Google intros desktop search tool
Posted on 14 Oct 2004 at 16:24
The long-rumoured Google desktop search is now available for download from desktop.google.com. The new beta application allows users to index and search their emails, documents, Web history and instant messenger chats.
Based on the same technology as Google Web search, the Desktop Search tool can search across a range of popular applications: Microsoft Outlook and Outlook Express, Microsoft Word, Microsoft Excel and Microsoft PowerPoint. It can also search text, Internet Explorer's History file and saved AOL Instant Messenger chats.
A search phrase can be used to search both the Web or the desktop simultaneously with the results appearing together in a single listing on the Google.com search results page. Anxious not to repeat the uproar that met the launch of its Gmail service, Google says that the computer's content is not accessible by its servers but operates entirely locally. As an added level of security, users can choose not to add certain files and websites to the search index.

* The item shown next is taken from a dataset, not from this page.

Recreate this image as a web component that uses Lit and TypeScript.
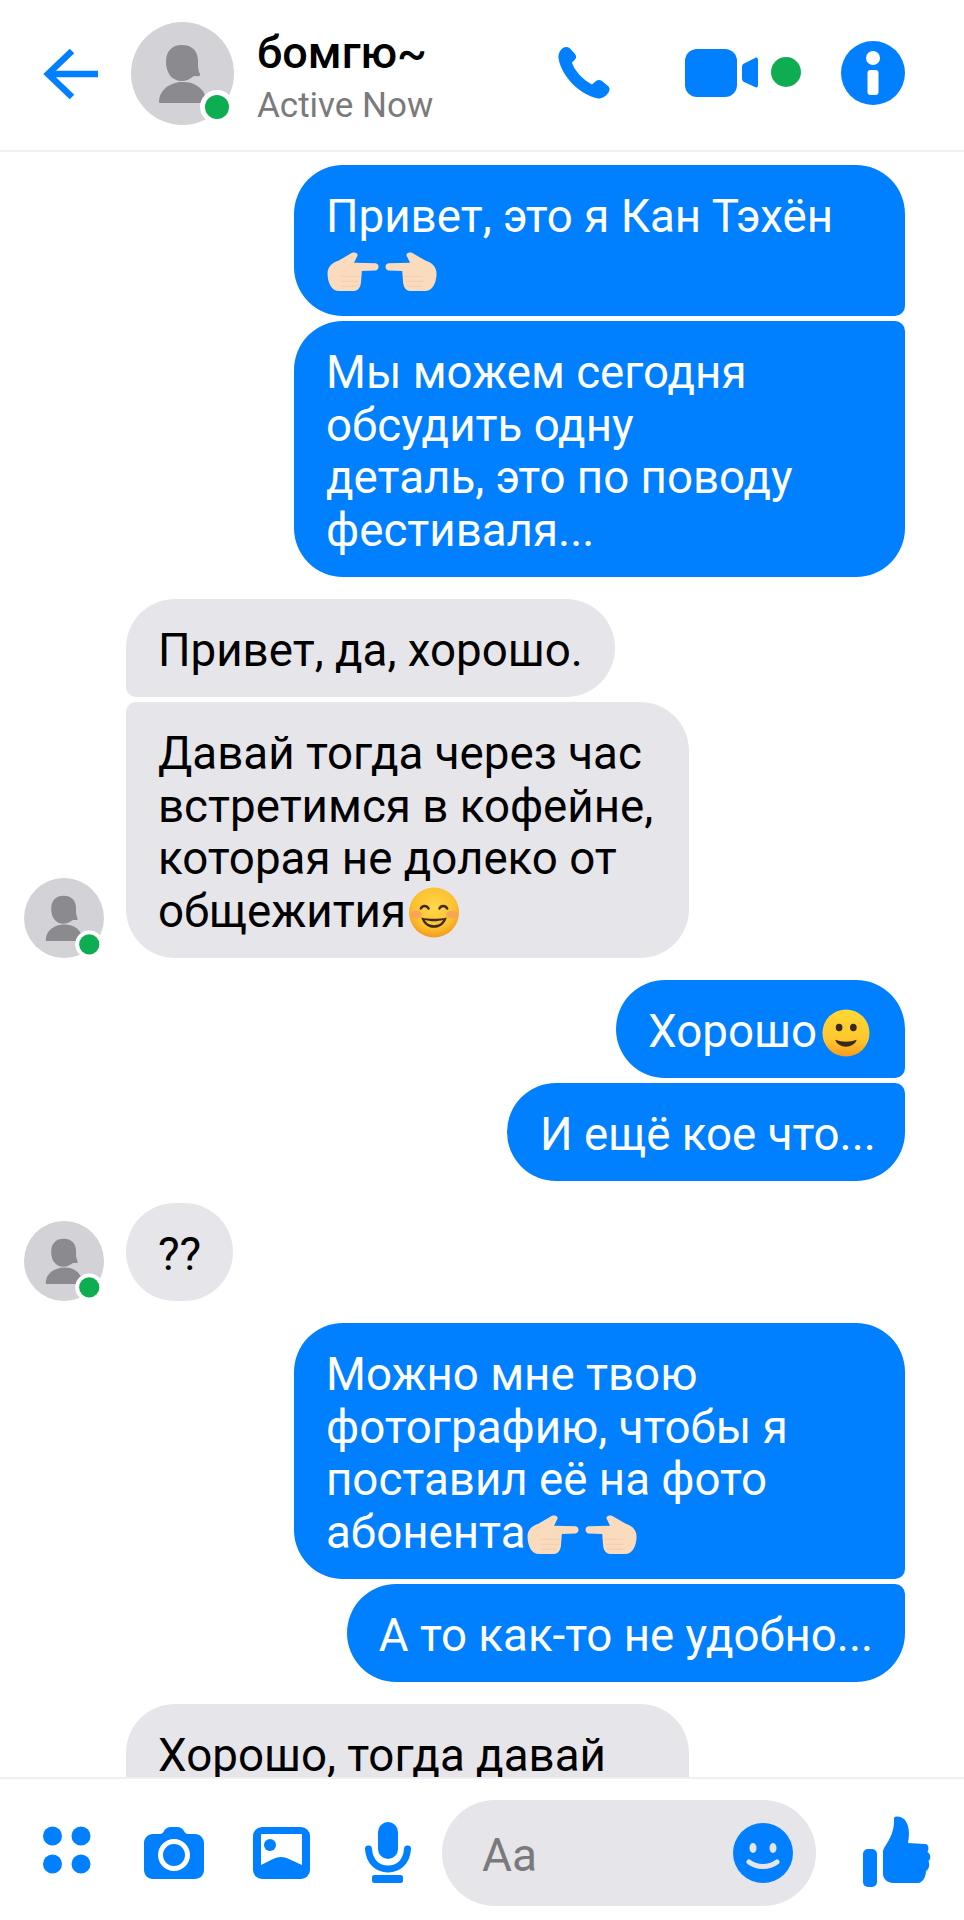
import { LitElement, html, css, svg } from "lit";
import { customElement } from "lit/decorators.js";

const avatar = (cls: string, cx: number, cy: number, ring: number, dot: number) => html`
  <svg class=${cls} viewBox="0 0 103 103" aria-hidden="true">
    <circle cx="51.5" cy="51.5" r="51.5" fill="#d3d2d6"></circle>
    <path fill="#8b8a8e" d="M35 40c0-11 6-17 16-17s16 6 16 16c0 6 0 9 2 13 1 3-3 2-6 2-4 3-8 5-12 5-10 0-16-8-16-19z"></path>
    <path fill="#8b8a8e" d="M28 80c0-12 11-20 24-20s22 7 24 20c0 1-1 1-2 1H30c-1 0-2 0-2-1z"></path>
    <circle cx=${cx} cy=${cy} r=${ring} fill="#fff"></circle>
    <circle cx=${cx} cy=${cy} r=${dot} fill="#0fad52"></circle>
  </svg>`;

const handBody = svg`
  <path fill="#fbdbbd" d="M1 30C1 23 6 19 12 17L26 9c4-1.500 7 1 5 4l-3 6 22 .5c4 .5 4 6.500 0 7.500l-14 .5-1 12.500c-1 6-4 8-9 8H13C5 48 1 39 1 30z"></path>
  <path fill="none" stroke="#f1cda9" stroke-width="1" d="M15 33h19M14 38h19M15 43h16"></path>`;

const handRight = html`<svg class="emoji" viewBox="0 0 58 53" aria-hidden="true">${handBody}</svg>`;
const handLeft = html`<svg class="emoji" viewBox="0 0 58 53" aria-hidden="true"><g transform="translate(54 0) scale(-1 1)">${handBody}</g></svg>`;

const blush = html`<svg class="emoji" viewBox="0 0 58 53" aria-hidden="true">
  <defs>
    <radialGradient id="gb" cx="50%" cy="40%" r="60%">
      <stop offset="0%" stop-color="#ffd84a"></stop>
      <stop offset="70%" stop-color="#fdc02f"></stop>
      <stop offset="100%" stop-color="#f39a1c"></stop>
    </radialGradient>
  </defs>
  <g transform="translate(-3 -1)">
    <circle cx="31" cy="28" r="25.500" fill="url(#gb)"></circle>
    <ellipse cx="13" cy="30" rx="5.500" ry="4" fill="#f59a6a" opacity=".75"></ellipse>
    <ellipse cx="49" cy="30" rx="5.500" ry="4" fill="#f59a6a" opacity=".75"></ellipse>
    <path fill="none" stroke="#3d2a1a" stroke-width="2.400" stroke-linecap="round" d="M17.500 24c1.800-3.500 6-3.500 8 0M36.500 24c1.800-3.500 6-3.500 8 0"></path>
    <path fill="#3d2a1a" d="M18 33c8 2 18 2 26 0-2 7-7 10.500-13 10.500S20 40 18 33zm3.500 2.500c2 4 5.500 5.500 9.500 5.500s7.500-1.500 9.500-5.500c-6 2-13 2-19 0z"></path>
  </g>
</svg>`;

const slight = html`<svg class="emoji narrow" viewBox="0 0 56 53" aria-hidden="true">
  <defs>
    <linearGradient id="gs" x1="0" y1="0" x2="0" y2="1">
      <stop offset="0%" stop-color="#fdd835"></stop>
      <stop offset="65%" stop-color="#fdc72e"></stop>
      <stop offset="100%" stop-color="#f99a1c"></stop>
    </linearGradient>
  </defs>
  <g transform="translate(0 -1.500)">
    <circle cx="29" cy="29" r="24" fill="url(#gs)"></circle>
    <ellipse cx="22" cy="23.500" rx="3.400" ry="3.800" fill="#3a2a1c"></ellipse>
    <ellipse cx="36.500" cy="23.500" rx="3.400" ry="3.800" fill="#3a2a1c"></ellipse>
    <path fill="#3a2a1c" d="M18 36c7 2.500 15 2.500 22 0-1.500 4.500-6 7-11 7s-9.500-2.500-11-7z"></path>
  </g>
</svg>`;

@customElement("app-root")
export class AppRoot extends LitElement {
  static styles = css`
    :host { display: block; width: 964px; height: 1920px; background: #fff; font-family: Roboto, "Noto Sans", sans-serif; overflow: hidden; }
    * { box-sizing: border-box; }
    .page { display: flex; flex-direction: column; height: 1920px; }

    .header { height: 152px; flex: none; display: flex; align-items: flex-start; border-bottom: 2px solid #f0eff3; background: #fff; }
    .back { width: 56px; height: 52px; margin: 48px 0 0 43px; flex: none; }
    .av-big { width: 103px; height: 103px; margin: 22px 0 0 32px; flex: none; }
    .who { margin: 28px 0 0 23px; width: 250px; flex: none; }
    .name { font-size: 45px; line-height: 50px; font-weight: 500; color: #000; }
    .active { font-size: 35px; line-height: 40px; margin-top: 8px; color: #7a7a7c; }
    .phone { width: 52px; height: 52px; margin: 47px 0 0 51px; flex: none; }
    .video { width: 117px; height: 52px; margin: 46px 0 0 75px; flex: none; }
    .info { width: 64px; height: 64px; margin: 41px 0 0 39px; flex: none; }

    .list { flex: 1; min-height: 0; overflow: hidden; padding: 13px 59px 0 24px; display: flex; flex-direction: column; }
    .group { display: flex; flex-direction: column; gap: 5px; margin-bottom: 21.800px; flex: none; }
    .group.me { align-items: flex-end; }
    .row { display: flex; align-items: flex-end; }
    .av-small { width: 80px; height: 80px; flex: none; margin-right: 22px; }
    .indent { padding-left: 102px; }
    .bubble { padding: 26.200px 32px 19.200px; font-size: 45.700px; line-height: 52.700px; border-radius: 49px; white-space: nowrap; flex: none; }
    .me .bubble { background: #0080ff; color: #fff; }
    .them .bubble { background: #e6e5e9; color: #000; }
    .w611 { width: 611px; }
    .w563 { width: 563px; }
    .w398 { width: 398px; padding-left: 33px; padding-right: 0; }
    .tall { height: 200px; }
    .me .br-s { border-bottom-right-radius: 10px; }
    .me .tr-s { border-top-right-radius: 10px; }
    .them .bl-s { border-bottom-left-radius: 10px; }
    .them .tl-s { border-top-left-radius: 10px; }
    .emoji { width: 58px; height: 52px; vertical-align: top; }
    .emoji.narrow { width: 56px; }

    .footer { height: 143px; flex: none; display: flex; align-items: flex-start; border-top: 2px solid #f0eff3; background: #fff; }
    .ic-dots { width: 48px; height: 48px; margin: 47px 0 0 43px; flex: none; }
    .ic-cam { width: 60px; height: 52px; margin: 48px 0 0 53px; flex: none; }
    .ic-img { width: 57px; height: 52px; margin: 48px 0 0 49px; flex: none; }
    .ic-mic { width: 46px; height: 61px; margin: 43px 0 0 55px; flex: none; }
    .input { width: 374px; height: 106px; margin: 21px 0 0 31px; flex: none; border-radius: 53px; background: #e6e5e9; display: flex; align-items: center; justify-content: space-between; padding: 0 23px 0 40px; }
    .aa { font-size: 46px; color: #7a7a7c; margin-top: 4px; }
    .ic-smile { width: 60px; height: 60px; flex: none; }
    .ic-like { width: 68px; height: 71px; margin: 37px 0 0 47px; flex: none; }
  `;

  render() {
    return html`
      <div class="page">
        <div class="header">
          <svg class="back" viewBox="0 0 56 52" aria-hidden="true">
            <path fill="none" stroke="#0080ff" stroke-width="6.500" d="M55 26H5M29 3 5 26l24 23"></path>
          </svg>
          ${avatar("av-big", 86, 85, 17, 12)}
          <div class="who">
            <div class="name">бомгю~</div>
            <div class="active">Active Now</div>
          </div>
          <svg class="phone" viewBox="0 0 52 52" aria-hidden="true">
            <path fill="#0080ff" d="M5 1C7-.5 10 0 12 1.500L17 7c1.500 2 1.500 4 0 5.500L14 15.500c2 7.500 11 17.500 20 22l4-3.500c2-1.500 4.500-1 6 0l6 5c2 2 2 4 .5 6.500-2.500 3.500-5.500 6-10.500 6C20 47 3 28 .5 11 0 7 2 3 5 1z"></path>
          </svg>
          <svg class="video" viewBox="0 0 117 52" aria-hidden="true">
            <rect x="0" y="3" width="52" height="48" rx="12" fill="#0080ff"></rect>
            <path fill="#0080ff" d="M57 21c0-2 1-3 2-3.500l11-5.500c2-1 3 0 3 2v25c0 2-1 3-3 2l-11-5c-1-.5-2-1.500-2-3.500z"></path>
            <circle cx="101" cy="26" r="15" fill="#0fad52"></circle>
          </svg>
          <svg class="info" viewBox="0 0 64 64" aria-hidden="true">
            <circle cx="32" cy="32" r="32" fill="#0080ff"></circle>
            <circle cx="32" cy="17" r="7" fill="#fff"></circle>
            <rect x="26.500" y="29" width="11" height="25" rx="3" fill="#fff"></rect>
          </svg>
        </div>

        <div class="list">
          <div class="group me">
            <div class="bubble w611 br-s">Привет, это я Кан Тэхён<br />${handRight}${handLeft}</div>
            <div class="bubble w611 tr-s">Мы можем сегодня<br />обсудить одну<br />деталь, это по поводу<br />фестиваля...</div>
          </div>
          <div class="group them">
            <div class="row indent"><div class="bubble bl-s">Привет, да, хорошо.</div></div>
            <div class="row">
              ${avatar("av-small", 84, 85.5, 18, 13)}
              <div class="bubble w563 tl-s">Давай тогда через час<br />встретимся в кофейне,<br />которая не долеко от<br />общежития${blush}</div>
            </div>
          </div>
          <div class="group me">
            <div class="bubble br-s">Хорошо${slight}</div>
            <div class="bubble w398 tr-s">И ещё кое что...</div>
          </div>
          <div class="group them">
            <div class="row">
              ${avatar("av-small", 84, 85.5, 18, 13)}
              <div class="bubble">??</div>
            </div>
          </div>
          <div class="group me">
            <div class="bubble w611 br-s">Можно мне твою<br />фотографию, чтобы я<br />поставил её на фото<br />абонента${handRight}${handLeft}</div>
            <div class="bubble tr-s">А то как-то не удобно...</div>
          </div>
          <div class="group them">
            <div class="row indent"><div class="bubble w563 tall bl-s">Хорошо, тогда давай</div></div>
          </div>
        </div>

        <div class="footer">
          <svg class="ic-dots" viewBox="0 0 48 48" aria-hidden="true">
            <circle cx="9.500" cy="10" r="9.500" fill="#0080ff"></circle>
            <circle cx="38" cy="10" r="9.500" fill="#0080ff"></circle>
            <circle cx="9.500" cy="38" r="9.500" fill="#0080ff"></circle>
            <circle cx="38" cy="38" r="9.500" fill="#0080ff"></circle>
          </svg>
          <svg class="ic-cam" viewBox="0 0 60 52" aria-hidden="true">
            <path fill="#0080ff" d="M9 7h7c2 0 3-1 4-3 1.500-2.500 4-4 7-4h6c3 0 5.500 1.500 7 4 1 2 2 3 4 3h7c5 0 9 4 9 9v27c0 5-4 9-9 9H9c-5 0-9-4-9-9V16c0-5 4-9 9-9z"></path>
            <circle cx="30" cy="28" r="13.500" fill="#0080ff" stroke="#fff" stroke-width="5"></circle>
          </svg>
          <svg class="ic-img" viewBox="0 0 57 52" aria-hidden="true">
            <rect width="57" height="52" rx="9" fill="#0080ff"></rect>
            <path fill="#fff" d="M8 8c0-.5.5-1 1-1h39c.5 0 1 .5 1 1v30L38 33c-7-4-13-4-20 0L8 38z"></path>
            <circle cx="17" cy="18" r="6" fill="#0080ff"></circle>
          </svg>
          <svg class="ic-mic" viewBox="0 0 46 61" aria-hidden="true">
            <rect x="13" y="0" width="20" height="37" rx="10" fill="#0080ff"></rect>
            <path fill="none" stroke="#0080ff" stroke-width="7" stroke-linecap="round" d="M3.500 27c1 13 9 20 19.500 20s18.500-7 19.500-20"></path>
            <rect x="7" y="53" width="31" height="8" rx="2.500" fill="#0080ff"></rect>
          </svg>
          <div class="input">
            <span class="aa">Aa</span>
            <svg class="ic-smile" viewBox="0 0 60 60" aria-hidden="true">
              <circle cx="30" cy="30" r="30" fill="#0080ff"></circle>
              <ellipse cx="20" cy="25" rx="3.500" ry="5" fill="#e6e5e9"></ellipse>
              <ellipse cx="40" cy="25" rx="3.500" ry="5" fill="#e6e5e9"></ellipse>
              <path fill="none" stroke="#e6e5e9" stroke-width="5" stroke-linecap="round" d="M16 39c8 6 20 6 28 0"></path>
            </svg>
          </div>
          <svg class="ic-like" viewBox="0 0 68 71" aria-hidden="true">
            <rect x="0" y="33" width="14" height="38" rx="5" fill="#0080ff"></rect>
            <path fill="#0080ff" d="M31 2c0-2 6-2.500 10 1 5 5 6 13 4 24l17 1c4 0 4 5 2.500 8 3.500 2 3.500 7 1 9 1.500 4 .5 8-2.500 10 0 5-3 12-8 12H30c-5 0-10-4-10-9V36c0-6 12-14 11-34z"></path>
          </svg>
        </div>
      </div>
    `;
  }
}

Google Desktop Search requires a one-time indexing of the computer's hard disk which can take place when the machine is otherwise idle. Once done, Desktop Search updates itself on the fly for most file types. For example, new emails are indexed and are available found within seconds.
Although widely expected, the launch of Google's Desktop Search will come as an embarrassment to Microsoft who has had to shelve its own desktop search tool originally slated for release with Longhorn. The delays in Longhorn have meant that the Microsoft desktop search has been put back until after the launch of the next version of the Windows operating system in 2006.
Google desktop search is available for Windows XP and Windows 2000 Service Pack 3 and above. It requires a minimum of 128MB of RAM, and a 400MHz (or faster) Pentium processor is recommended.
The technology also has parallels with the forthcoming Spotlight feature that will be in Mac OS X 10.4, although Tiger's version is more comprehensive - it searches everything. Of course Apple, unlike Google, has the advantage of being able to integrate the search tools at system level.